An acceptable way for a country to determine whether a safeguard is justified, "could require examination of factors in addition to increased trade flows."

"Under current WTO practice, the economy imposing a safeguard decides how much protection is appropriate. But this protection could be disciplined and limited," he said.

Zoellick, a former US trade representative, welcomed an initiative by Brazilian president Luiz Inacio Lula da Silva to restart the Doha round.

"President Lula of Brazil has called on the parties not to let the WTO negotiations fail because of differences over a special safeguard for agriculture. He is right," said the president of the 185-nation institution.

"There is too much at stake to let this problem derail a global trade package that could expand economic growth and opportunity by cutting cut subsidies drastically, lowering tariffs significantly, and opening up services markets," he said.

India, too, has signaled it is willing to return to Geneva during a visit by Lamy last week aimed at kick-starting negotiations.

Meanwhile, Brazilian Foreign Minister Celso Amorim said yesterday world trade talks that collapsed last month are not dead, even as he focused attention on shoring up the South American trade bloc Mercosur.

"The failure to reach consensus in the Doha round in Geneva is not synonymous with paralysis," Amorim said "We are making progress on several points," he said.

Brazil has been making efforts in recent weeks to revive the negotiations held under the auspices of the WTO. India, too, is saying it would like to return to the negotiating table.

The talks ended in July with no deal, because of differences between developed and developing countries over farmer protections. A key issue blocking a pact was a dispute between India and the United States over cotton.

Amorim said the collapse "affected the poor countries the worst, because agricultural barriers and subsidies deprived populations in the poor countries of the opportunity to compete in the world market, retarding their development."

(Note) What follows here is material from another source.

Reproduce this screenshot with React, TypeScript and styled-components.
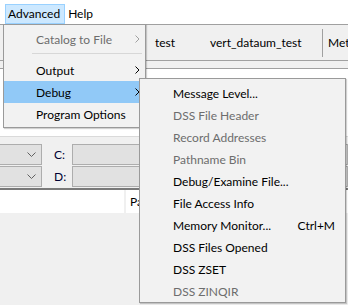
import React from "react";
import styled, { createGlobalStyle } from "styled-components";

const Global = createGlobalStyle`
  html, body { margin: 0; padding: 0; }
  body {
    width: 348px; height: 305px; overflow: hidden;
    background: #f0f0f0;
    font-family: Lato, "Noto Sans", sans-serif;
    font-size: 12px; color: #000;
  }
`;

const Window = styled.div`
  position: relative;
  width: 348px; height: 305px; overflow: hidden;
  display: flex; flex-direction: column;
  background: #f0f0f0;
`;

const MenuBar = styled.div`
  height: 24px; flex: none;
  background: #fff;
  display: flex; align-items: flex-start;
  padding: 4px 0 0 5px; box-sizing: border-box;
`;

const MenuBarItem = styled.div<{ $open?: boolean }>`
  height: 20px; box-sizing: border-box;
  padding: 0 4px 0 2px;
  line-height: 18px;
  border: 1px solid ${(p) => (p.$open ? "#99d1ff" : "transparent")};
  background: ${(p) => (p.$open ? "#cce8ff" : "transparent")};
`;

const HeaderStrip = styled.div`
  height: 36px; flex: none; box-sizing: border-box;
  border-top: 1px solid #a0a0a0;
  display: flex; align-items: center;
  background: #f0f0f0;
`;

const TreePane = styled.div`
  width: 145px; flex: none; align-self: stretch;
`;

const HeaderCell = styled.div<{ $w: number; $pad?: number }>`
  width: ${(p) => p.$w}px; flex: none; box-sizing: border-box;
  padding-left: ${(p) => p.$pad ?? 10}px; white-space: nowrap;
`;

const HeaderDivider = styled.div`
  width: 1px; height: 28px; background: #a0a0a0; flex: none;
  margin-right: 5px;
`;

const SubStrip = styled.div`
  height: 9px; flex: none; box-sizing: border-box;
  border-top: 1px solid #a0a0a0;
  border-bottom: 1px solid #a0a0a0;
  background: #f0f0f0;
`;

const WhiteArea = styled.div`
  height: 68px; flex: none; box-sizing: border-box;
  background: #fff;
  border-bottom: 1px solid #dadada;
  margin-bottom: 3px;
`;

const FieldPanel = styled.div`
  flex: none; height: 50px; box-sizing: border-box;
  background: #f0f0f0;
  padding-top: 4px;
  display: grid;
  grid-template-columns: 42px 30px 1fr;
  grid-auto-rows: 21px;
  row-gap: 1px;
  align-items: center;
  border-bottom: 2px solid #7a7a7a;
`;

const Combo = styled.div`
  height: 21px; box-sizing: border-box;
  background: #e1e1e1;
  border: 1px solid #adadad; border-left: none;
  display: flex; align-items: center; justify-content: flex-end;
  padding-right: 5px;
`;

const FieldLabel = styled.div`
  padding-left: 12px; color: #000033;
`;

const TextBox = styled.div`
  height: 21px; box-sizing: border-box;
  background: #e1e1e1;
  border: 1px solid #adadad;
`;

const ListArea = styled.div`
  height: 23px; flex: none;
  background: #fff;
  display: flex; align-items: center;
`;

const ListSpacer = styled.div`
  width: 124px; align-self: stretch; flex: none;
  border-right: 2px solid #f0f0f0;
`;

const ListHeader = styled.div`
  padding-left: 4px; white-space: nowrap;
  width: 13px; overflow: hidden;
`;

const Popup = styled.div<{ $left: number; $top: number; $width: number }>`
  position: absolute;
  left: ${(p) => p.$left}px; top: ${(p) => p.$top}px;
  width: ${(p) => p.$width}px; box-sizing: border-box;
  background: #f2f2f2;
  border: 1px solid #9a9a9a;
  box-shadow: 1px 1px 1px rgba(0, 0, 0, 0.18);
  display: flex; flex-direction: column;
`;

const MainPopup = styled(Popup)`
  padding: 3px 0 2px 0;
`;

const SubPopup = styled(Popup)`
  padding: 3px 0 0 0;
`;

const Item = styled.div<{ $disabled?: boolean; $hot?: boolean; $pad: number }>`
  height: 22px; flex: none; box-sizing: border-box;
  display: flex; align-items: center;
  padding-left: ${(p) => p.$pad}px; padding-right: 5px;
  color: ${(p) => (p.$disabled ? "#6d6d6d" : "#000")};
  background: ${(p) => (p.$hot ? "#91c9f7" : "transparent")};
  white-space: nowrap;
`;

const ItemLabel = styled.span`
  flex: 1;
`;

const Shortcut = styled.span`
  padding-right: 5px;
`;

const Separator = styled.div`
  height: 9px; flex: none;
  display: flex; align-items: flex-start;
  padding: 3px 3px 0 28px; box-sizing: border-box;
  &::after { content: ""; display: block; height: 1px; flex: 1; background: #d7d7d7; }
`;

const Arrow = ({ color }: { color: string }) => (
  <svg width="5" height="8" viewBox="0 0 5 8" style={{ display: "block" }}>
    <polyline points="0.5,0.5 4,4 0.5,7.5" fill="none" stroke={color} strokeWidth="1" />
  </svg>
);

const Chevron = () => (
  <svg width="9" height="5" viewBox="0 0 9 5" style={{ display: "block" }}>
    <polyline points="0.5,0.5 4.5,4.5 8.5,0.5" fill="none" stroke="#606060" strokeWidth="1" />
  </svg>
);

const debugItems: { label: string; disabled?: boolean; shortcut?: string }[] = [
  { label: "Message Level..." },
  { label: "DSS File Header", disabled: true },
  { label: "Record Addresses", disabled: true },
  { label: "Pathname Bin", disabled: true },
  { label: "Debug/Examine File..." },
  { label: "File Access Info" },
  { label: "Memory Monitor...", shortcut: "Ctrl+M" },
  { label: "DSS Files Opened" },
  { label: "DSS ZSET" },
  { label: "DSS ZINQIR", disabled: true },
];

export default function App() {
  return (
    <Window>
      <Global />
      <MenuBar>
        <MenuBarItem $open>Advanced</MenuBarItem>
        <MenuBarItem>Help</MenuBarItem>
      </MenuBar>
      <HeaderStrip>
        <TreePane />
        <HeaderCell $w={55}>test</HeaderCell>
        <HeaderCell $w={122}>vert_dataum_test</HeaderCell>
        <HeaderDivider />
        <HeaderCell $w={40} $pad={0}>Metadata</HeaderCell>
      </HeaderStrip>
      <SubStrip />
      <WhiteArea />
      <FieldPanel>
        <Combo><Chevron /></Combo>
        <FieldLabel>C:</FieldLabel>
        <TextBox />
        <Combo><Chevron /></Combo>
        <FieldLabel>D:</FieldLabel>
        <TextBox />
      </FieldPanel>
      <ListArea>
        <ListSpacer />
        <ListHeader>Pathname</ListHeader>
      </ListArea>

      <MainPopup $left={3} $top={24} $width={143}>
        <Item $pad={32} $disabled>
          <ItemLabel>Catalog to File</ItemLabel>
          <Arrow color="#a0a0a0" />
        </Item>
        <Separator />
        <Item $pad={32}>
          <ItemLabel>Output</ItemLabel>
          <Arrow color="#000" />
        </Item>
        <Item $pad={32} $hot>
          <ItemLabel>Debug</ItemLabel>
          <Arrow color="#000" />
        </Item>
        <Item $pad={32}>
          <ItemLabel>Program Options</ItemLabel>
        </Item>
      </MainPopup>

      <SubPopup $left={139} $top={78} $width={207}>
        {debugItems.map((it) => (
          <Item key={it.label} $pad={33} $disabled={it.disabled}>
            <ItemLabel>{it.label}</ItemLabel>
            {it.shortcut && <Shortcut>{it.shortcut}</Shortcut>}
          </Item>
        ))}
      </SubPopup>
    </Window>
  );
}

He was speaking at a meeting of the Mercosur parliament, which represents the trade bloc grouping Argentina, Brazil, Paraguay and Uruguay. Venezuela is scheduled to also soon join the bloc.

With a WTO deal out of reach, Brazil is concentrating on Mercosur as a way of improving trade prospects as well as laying the political groundwork for political unity among South American nations should world trade negotiations resume.

Amorim said Brazil intended to reactivate Mercosur's talks with the European Union which had been put on ice since 2004.

Brazil also planned to push for the abolition of double customs tariffs on goods within the regional bloc, and to find a way of sharing customs revenues.